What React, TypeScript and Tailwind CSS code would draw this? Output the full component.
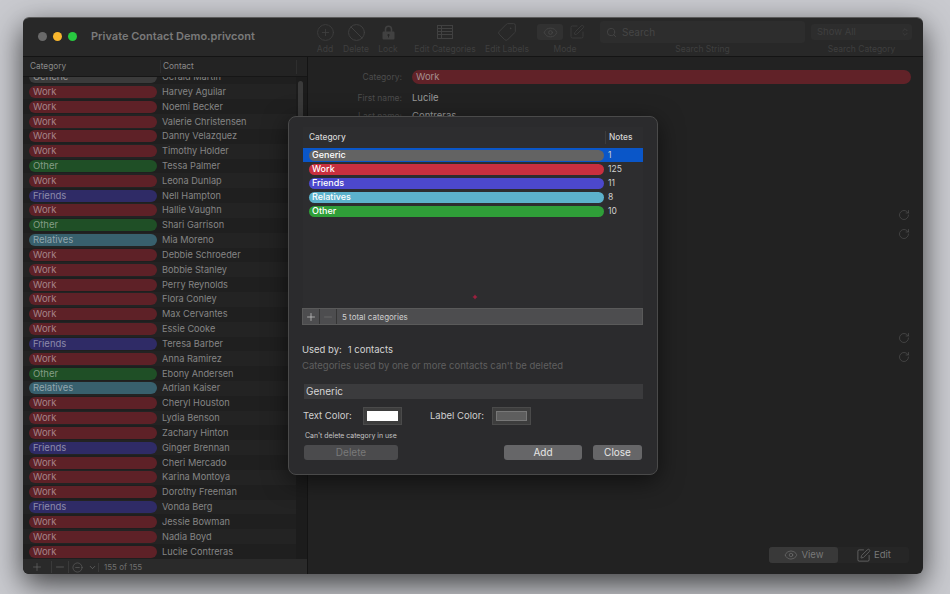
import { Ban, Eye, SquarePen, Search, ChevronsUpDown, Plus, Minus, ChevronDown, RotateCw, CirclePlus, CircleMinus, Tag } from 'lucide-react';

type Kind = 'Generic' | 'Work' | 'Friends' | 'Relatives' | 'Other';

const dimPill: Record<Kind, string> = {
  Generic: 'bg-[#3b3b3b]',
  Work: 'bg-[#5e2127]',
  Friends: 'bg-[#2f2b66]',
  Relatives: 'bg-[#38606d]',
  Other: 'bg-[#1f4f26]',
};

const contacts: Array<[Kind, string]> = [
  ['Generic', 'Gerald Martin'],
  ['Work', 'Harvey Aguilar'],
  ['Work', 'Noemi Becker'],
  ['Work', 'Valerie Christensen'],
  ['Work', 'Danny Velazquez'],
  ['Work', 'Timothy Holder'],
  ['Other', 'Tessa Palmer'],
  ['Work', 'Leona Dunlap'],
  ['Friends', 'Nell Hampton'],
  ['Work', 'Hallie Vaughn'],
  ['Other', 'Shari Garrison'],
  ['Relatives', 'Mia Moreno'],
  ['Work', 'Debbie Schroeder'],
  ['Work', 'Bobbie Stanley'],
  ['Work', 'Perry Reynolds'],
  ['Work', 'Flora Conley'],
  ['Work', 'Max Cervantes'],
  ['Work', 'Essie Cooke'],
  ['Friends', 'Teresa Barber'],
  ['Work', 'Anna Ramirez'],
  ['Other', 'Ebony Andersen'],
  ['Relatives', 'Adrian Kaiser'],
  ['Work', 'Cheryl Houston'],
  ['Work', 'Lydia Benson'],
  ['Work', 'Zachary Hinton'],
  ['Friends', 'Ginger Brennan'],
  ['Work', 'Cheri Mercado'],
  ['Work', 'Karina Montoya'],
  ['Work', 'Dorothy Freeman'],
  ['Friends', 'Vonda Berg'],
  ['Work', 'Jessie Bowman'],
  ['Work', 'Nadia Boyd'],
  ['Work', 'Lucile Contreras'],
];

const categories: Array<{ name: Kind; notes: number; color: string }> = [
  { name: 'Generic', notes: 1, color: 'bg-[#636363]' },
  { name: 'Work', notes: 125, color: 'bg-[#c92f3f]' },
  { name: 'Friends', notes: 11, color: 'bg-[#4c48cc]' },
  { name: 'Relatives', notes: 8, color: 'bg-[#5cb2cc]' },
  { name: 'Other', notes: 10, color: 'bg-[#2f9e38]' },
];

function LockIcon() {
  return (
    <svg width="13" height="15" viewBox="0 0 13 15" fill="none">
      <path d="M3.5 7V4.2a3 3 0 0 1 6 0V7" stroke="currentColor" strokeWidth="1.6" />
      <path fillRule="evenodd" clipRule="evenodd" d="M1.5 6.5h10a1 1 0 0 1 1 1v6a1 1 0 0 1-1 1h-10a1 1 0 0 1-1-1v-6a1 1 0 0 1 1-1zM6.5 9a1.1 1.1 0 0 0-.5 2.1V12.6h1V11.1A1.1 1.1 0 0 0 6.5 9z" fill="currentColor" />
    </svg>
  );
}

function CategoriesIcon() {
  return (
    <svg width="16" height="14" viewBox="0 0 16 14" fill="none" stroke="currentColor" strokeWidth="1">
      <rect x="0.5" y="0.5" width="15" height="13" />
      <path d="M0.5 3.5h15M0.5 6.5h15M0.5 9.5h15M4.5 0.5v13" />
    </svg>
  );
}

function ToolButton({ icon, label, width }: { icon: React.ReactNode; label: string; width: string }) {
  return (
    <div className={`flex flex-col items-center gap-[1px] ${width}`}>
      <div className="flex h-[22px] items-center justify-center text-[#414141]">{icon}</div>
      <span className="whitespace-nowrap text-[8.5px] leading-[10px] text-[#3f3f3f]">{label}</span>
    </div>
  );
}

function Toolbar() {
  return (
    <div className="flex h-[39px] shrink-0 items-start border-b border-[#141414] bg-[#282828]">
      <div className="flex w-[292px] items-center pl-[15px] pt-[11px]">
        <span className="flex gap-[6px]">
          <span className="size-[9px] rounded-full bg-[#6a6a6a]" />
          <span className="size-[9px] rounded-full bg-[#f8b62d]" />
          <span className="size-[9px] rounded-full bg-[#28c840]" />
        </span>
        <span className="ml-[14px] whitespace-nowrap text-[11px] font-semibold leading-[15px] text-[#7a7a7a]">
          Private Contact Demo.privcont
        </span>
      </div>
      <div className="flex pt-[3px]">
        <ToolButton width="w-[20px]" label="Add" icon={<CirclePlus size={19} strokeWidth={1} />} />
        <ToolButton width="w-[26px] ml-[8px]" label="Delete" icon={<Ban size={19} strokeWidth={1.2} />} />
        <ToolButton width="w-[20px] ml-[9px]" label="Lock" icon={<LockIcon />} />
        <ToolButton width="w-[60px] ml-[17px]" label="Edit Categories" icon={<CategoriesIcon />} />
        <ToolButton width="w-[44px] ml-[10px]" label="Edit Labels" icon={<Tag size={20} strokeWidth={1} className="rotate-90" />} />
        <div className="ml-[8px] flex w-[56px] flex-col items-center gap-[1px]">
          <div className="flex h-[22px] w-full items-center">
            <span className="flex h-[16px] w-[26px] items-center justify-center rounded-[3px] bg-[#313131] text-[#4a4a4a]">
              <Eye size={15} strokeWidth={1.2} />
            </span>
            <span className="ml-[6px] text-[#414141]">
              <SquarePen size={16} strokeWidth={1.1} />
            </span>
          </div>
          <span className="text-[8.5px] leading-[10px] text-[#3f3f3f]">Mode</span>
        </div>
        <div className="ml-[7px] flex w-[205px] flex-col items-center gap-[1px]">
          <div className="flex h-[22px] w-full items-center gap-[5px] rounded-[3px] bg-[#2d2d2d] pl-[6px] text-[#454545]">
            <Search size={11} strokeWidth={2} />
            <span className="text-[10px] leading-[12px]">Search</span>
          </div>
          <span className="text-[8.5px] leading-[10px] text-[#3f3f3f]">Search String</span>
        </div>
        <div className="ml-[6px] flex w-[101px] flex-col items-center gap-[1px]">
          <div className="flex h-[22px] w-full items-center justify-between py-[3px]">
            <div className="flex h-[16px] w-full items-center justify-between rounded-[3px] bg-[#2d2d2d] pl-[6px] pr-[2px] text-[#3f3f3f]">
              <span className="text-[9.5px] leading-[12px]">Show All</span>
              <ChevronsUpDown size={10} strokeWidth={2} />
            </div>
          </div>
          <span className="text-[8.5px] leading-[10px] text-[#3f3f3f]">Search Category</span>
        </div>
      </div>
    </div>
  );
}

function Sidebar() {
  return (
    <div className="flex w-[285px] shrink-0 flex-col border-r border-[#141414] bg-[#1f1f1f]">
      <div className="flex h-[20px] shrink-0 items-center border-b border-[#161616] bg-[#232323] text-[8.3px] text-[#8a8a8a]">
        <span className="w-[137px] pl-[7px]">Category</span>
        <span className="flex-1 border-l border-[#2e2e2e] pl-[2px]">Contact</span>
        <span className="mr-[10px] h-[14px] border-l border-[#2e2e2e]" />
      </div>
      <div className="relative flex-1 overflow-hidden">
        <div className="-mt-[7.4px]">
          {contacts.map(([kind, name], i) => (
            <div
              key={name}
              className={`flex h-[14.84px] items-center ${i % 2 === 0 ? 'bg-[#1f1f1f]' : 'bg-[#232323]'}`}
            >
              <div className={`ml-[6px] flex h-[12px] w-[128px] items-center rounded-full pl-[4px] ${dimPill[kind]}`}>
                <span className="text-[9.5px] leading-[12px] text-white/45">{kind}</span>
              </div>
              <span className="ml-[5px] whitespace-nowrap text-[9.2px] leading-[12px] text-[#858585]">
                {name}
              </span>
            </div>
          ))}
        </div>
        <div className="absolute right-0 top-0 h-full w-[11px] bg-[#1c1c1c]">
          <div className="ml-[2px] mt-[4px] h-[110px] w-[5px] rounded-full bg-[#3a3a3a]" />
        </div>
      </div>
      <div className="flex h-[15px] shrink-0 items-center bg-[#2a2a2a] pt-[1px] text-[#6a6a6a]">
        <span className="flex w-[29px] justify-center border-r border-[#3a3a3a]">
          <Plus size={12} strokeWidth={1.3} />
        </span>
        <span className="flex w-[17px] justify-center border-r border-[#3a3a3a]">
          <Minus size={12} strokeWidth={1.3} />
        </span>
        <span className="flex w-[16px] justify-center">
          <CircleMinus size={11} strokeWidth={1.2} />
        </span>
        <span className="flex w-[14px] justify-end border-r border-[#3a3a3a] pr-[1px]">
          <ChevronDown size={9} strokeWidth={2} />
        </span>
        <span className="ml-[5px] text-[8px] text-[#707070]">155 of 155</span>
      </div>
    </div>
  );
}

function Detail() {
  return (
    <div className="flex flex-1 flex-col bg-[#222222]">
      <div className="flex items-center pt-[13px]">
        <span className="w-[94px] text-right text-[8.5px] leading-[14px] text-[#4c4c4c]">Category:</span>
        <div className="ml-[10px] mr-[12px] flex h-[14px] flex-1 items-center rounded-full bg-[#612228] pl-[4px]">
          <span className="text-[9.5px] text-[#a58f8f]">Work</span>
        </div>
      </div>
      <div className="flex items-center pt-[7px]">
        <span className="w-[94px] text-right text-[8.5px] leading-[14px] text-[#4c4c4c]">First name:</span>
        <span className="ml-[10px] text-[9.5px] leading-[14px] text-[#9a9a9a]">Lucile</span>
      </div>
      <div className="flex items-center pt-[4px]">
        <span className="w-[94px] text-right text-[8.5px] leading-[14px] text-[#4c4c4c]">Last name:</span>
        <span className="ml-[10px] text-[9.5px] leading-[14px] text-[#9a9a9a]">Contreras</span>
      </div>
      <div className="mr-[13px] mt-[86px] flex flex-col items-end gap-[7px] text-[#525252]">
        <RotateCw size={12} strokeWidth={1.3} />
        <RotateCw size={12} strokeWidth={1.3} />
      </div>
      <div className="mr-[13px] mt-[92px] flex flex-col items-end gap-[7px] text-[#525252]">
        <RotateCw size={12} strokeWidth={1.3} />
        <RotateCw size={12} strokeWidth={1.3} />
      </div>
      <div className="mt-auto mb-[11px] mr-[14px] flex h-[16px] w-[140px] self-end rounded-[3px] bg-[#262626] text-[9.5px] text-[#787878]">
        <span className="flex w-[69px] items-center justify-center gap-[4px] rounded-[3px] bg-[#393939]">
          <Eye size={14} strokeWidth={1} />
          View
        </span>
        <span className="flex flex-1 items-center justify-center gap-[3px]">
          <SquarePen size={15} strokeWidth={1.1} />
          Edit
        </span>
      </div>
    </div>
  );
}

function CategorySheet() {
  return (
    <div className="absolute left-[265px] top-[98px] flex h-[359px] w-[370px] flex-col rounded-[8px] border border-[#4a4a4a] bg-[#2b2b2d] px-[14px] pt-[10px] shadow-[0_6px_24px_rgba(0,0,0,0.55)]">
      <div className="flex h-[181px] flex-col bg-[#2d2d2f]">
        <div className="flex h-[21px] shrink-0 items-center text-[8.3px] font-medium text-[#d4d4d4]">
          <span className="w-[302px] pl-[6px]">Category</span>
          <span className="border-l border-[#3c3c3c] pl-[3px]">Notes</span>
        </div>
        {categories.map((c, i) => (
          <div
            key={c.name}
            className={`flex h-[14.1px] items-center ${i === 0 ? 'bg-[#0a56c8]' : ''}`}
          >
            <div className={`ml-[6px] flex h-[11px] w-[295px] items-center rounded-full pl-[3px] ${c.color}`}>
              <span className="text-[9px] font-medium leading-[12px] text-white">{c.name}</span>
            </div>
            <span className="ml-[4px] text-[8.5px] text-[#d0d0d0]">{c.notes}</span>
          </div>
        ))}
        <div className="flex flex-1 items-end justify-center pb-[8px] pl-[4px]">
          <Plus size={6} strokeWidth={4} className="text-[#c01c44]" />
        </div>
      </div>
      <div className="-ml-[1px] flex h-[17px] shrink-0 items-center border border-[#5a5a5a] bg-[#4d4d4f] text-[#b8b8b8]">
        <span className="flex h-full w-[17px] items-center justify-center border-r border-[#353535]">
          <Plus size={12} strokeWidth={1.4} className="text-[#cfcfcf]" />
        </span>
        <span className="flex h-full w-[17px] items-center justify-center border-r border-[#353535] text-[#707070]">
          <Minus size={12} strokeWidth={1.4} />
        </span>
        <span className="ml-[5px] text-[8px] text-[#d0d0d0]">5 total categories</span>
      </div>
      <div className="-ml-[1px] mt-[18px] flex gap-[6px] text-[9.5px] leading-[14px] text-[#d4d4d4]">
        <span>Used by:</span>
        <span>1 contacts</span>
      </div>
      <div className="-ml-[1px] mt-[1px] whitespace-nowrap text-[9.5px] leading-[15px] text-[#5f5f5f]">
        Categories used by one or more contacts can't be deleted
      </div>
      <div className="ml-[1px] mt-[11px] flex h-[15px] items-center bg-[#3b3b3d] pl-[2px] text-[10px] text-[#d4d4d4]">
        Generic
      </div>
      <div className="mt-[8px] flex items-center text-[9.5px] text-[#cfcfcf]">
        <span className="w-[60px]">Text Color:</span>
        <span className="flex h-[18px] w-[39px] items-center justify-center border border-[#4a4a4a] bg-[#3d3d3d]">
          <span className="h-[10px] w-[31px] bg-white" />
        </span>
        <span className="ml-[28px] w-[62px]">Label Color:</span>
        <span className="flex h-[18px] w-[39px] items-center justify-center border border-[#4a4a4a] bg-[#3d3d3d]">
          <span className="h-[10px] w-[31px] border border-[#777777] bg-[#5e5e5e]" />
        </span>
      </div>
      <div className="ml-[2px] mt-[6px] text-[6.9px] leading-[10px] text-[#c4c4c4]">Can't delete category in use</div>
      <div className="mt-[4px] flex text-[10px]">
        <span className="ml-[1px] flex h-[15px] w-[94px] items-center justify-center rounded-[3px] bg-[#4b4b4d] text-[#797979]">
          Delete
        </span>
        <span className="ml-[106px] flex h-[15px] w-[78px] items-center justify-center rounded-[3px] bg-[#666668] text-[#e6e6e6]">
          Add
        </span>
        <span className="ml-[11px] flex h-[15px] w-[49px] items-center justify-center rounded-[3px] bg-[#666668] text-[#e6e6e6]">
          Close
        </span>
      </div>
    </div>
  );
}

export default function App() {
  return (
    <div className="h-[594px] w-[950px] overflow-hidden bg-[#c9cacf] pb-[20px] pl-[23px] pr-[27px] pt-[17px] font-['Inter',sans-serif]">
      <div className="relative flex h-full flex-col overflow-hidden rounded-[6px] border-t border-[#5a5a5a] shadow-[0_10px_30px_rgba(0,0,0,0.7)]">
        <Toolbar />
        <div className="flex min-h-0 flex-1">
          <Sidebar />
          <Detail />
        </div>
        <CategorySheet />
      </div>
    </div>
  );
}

_ _ _ _ _ _ _

▶ [Your goal]
Reproduce only the lines from the beginning of the data through the line that contains "CirclePlus, CircleMinus, Tag", both included, and please drop the pictures.

▶ [Response]
What React, TypeScript and Tailwind CSS code would draw this? Output the full component.
import { Ban, Eye, SquarePen, Search, ChevronsUpDown, Plus, Minus, ChevronDown, RotateCw, CirclePlus, CircleMinus, Tag } from 'lucide-react';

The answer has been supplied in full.